Senat bez poprawek przyjął nowelizację ustawy o rtv

Senat bez poprawek przyjął nowelizację ustawy o radiofonii i telewizji. Zgodnie z nią, przewodniczącego Krajowej Rady Radiofonii i Telewizji (KRRiT) powołuje i odwołuje Krajowa Rada, a nie tak jak dotąd prezydent.

Nowelizacja nie zmieniła natomiast liczby głosów potrzebnych Krajowej Radzie do podejmowania uchwał. Tak jak dotąd do podejmowania decyzji potrzeba dwóch trzecich głosów - w obecnej sytuacji są to cztery głosy pięcioosobowej Rady.
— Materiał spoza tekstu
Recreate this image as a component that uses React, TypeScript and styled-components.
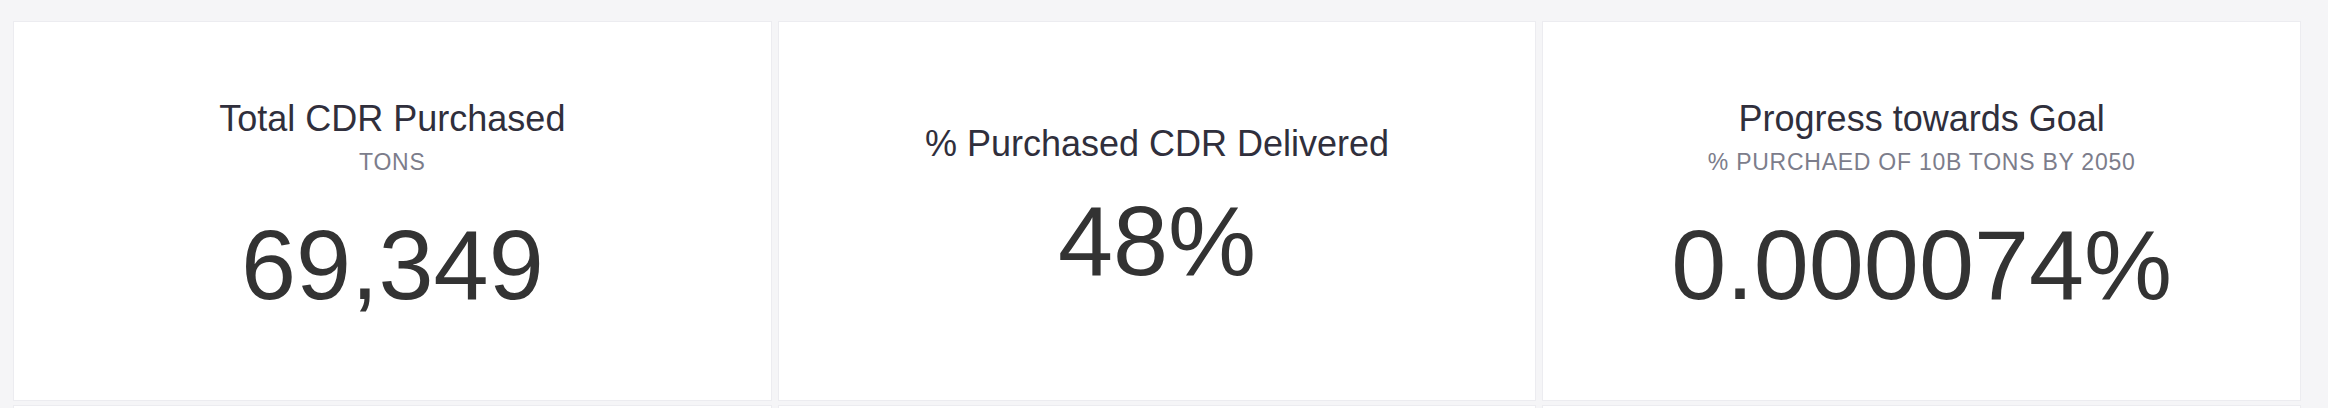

Za przyjęciem nowelizacji głosowało 66 senatorów, trzech było przeciw, trzech też wstrzymało się od głosu.

W debacie, która poprzedziła głosowanie senator Krystyna Bochenek (PO) powiedziała, że jej klub rozumie potrzebę szybkiej nowelizacji trybu powoływania przewodniczącego Krajowej Rady i dlatego nie zgłasza żadnych poprawek.

Platforma zaniepokojona jest jednak tempem uchwalenia nowelizacji. Pierwsze czytanie projektu nowelizacji odbyło się w Sejmie w poniedziałek wieczorem.

Projekt nowelizacji ustawy o rtv zgłosił prezydent. Nowelizacja ta była konieczna po marcowym wyroku Trybunału Konstytucyjnego, który za niezgodny z konstytucją uznał przepis, zgodnie z którym przewodniczącego KRRiT powołuje i odwołuje prezydent. Właśnie przez prezydenta została powołana ostatnia szefowa KRRiT Elżbieta Kruk. Dlatego też od 29 marca, kiedy ukazał się Dziennik Ustaw z wyrokiem Trybunału Konstytucyjnego, Kruk nie może podejmować żadnych decyzji.

Aby całkowicie nie paraliżować swoich prac Krajowa Rada podjęła uchwałę, że od momentu publikacji wyroku Kruk pełni jedynie "organizacyjną funkcję przewodniczącego posiedzeń KRRiT".

Mimo to Rada ma ograniczone możliwości działania. W kolejce na rozpatrzenie czekają m.in. skargi na nadawców. KRRiT nie może się nimi zajmować, bowiem tylko przewodniczący KRRiT może występować do nadawców o wyjaśnienia i nakładać kary. Brak przewodniczącego - w opinii KRRiT - nie uniemożliwia jednak wyboru rad nadzorczych mediów publicznych.

Początkowo jednak, jeszcze przed wprowadzeniem sejmowych poprawek prezydencki projekt nie ograniczał się jedynie do określenia trybu powoływania przewodniczącego. Prezydent chciał ponadto, by decyzje w Radzie zapadały zwykłą, a nie jak dotąd kwalifikowaną większością głosów (do podejmowania uchwał wystarczyłyby wówczas trzy głosy pięcioosobowej Rady).

Podczas prac w Sejmie posłowie zgłosili natomiast poprawki, które m.in. zakładały poszerzenie składu KRRiT. SLD wnioskowało o poszerzenie składu Rady do 12 osób, LPR - do 10, a PO - do 9. Wszystkie te poprawki zostały jednak odrzucone.

Nowelizacja trafi teraz do podpisu prezydenta.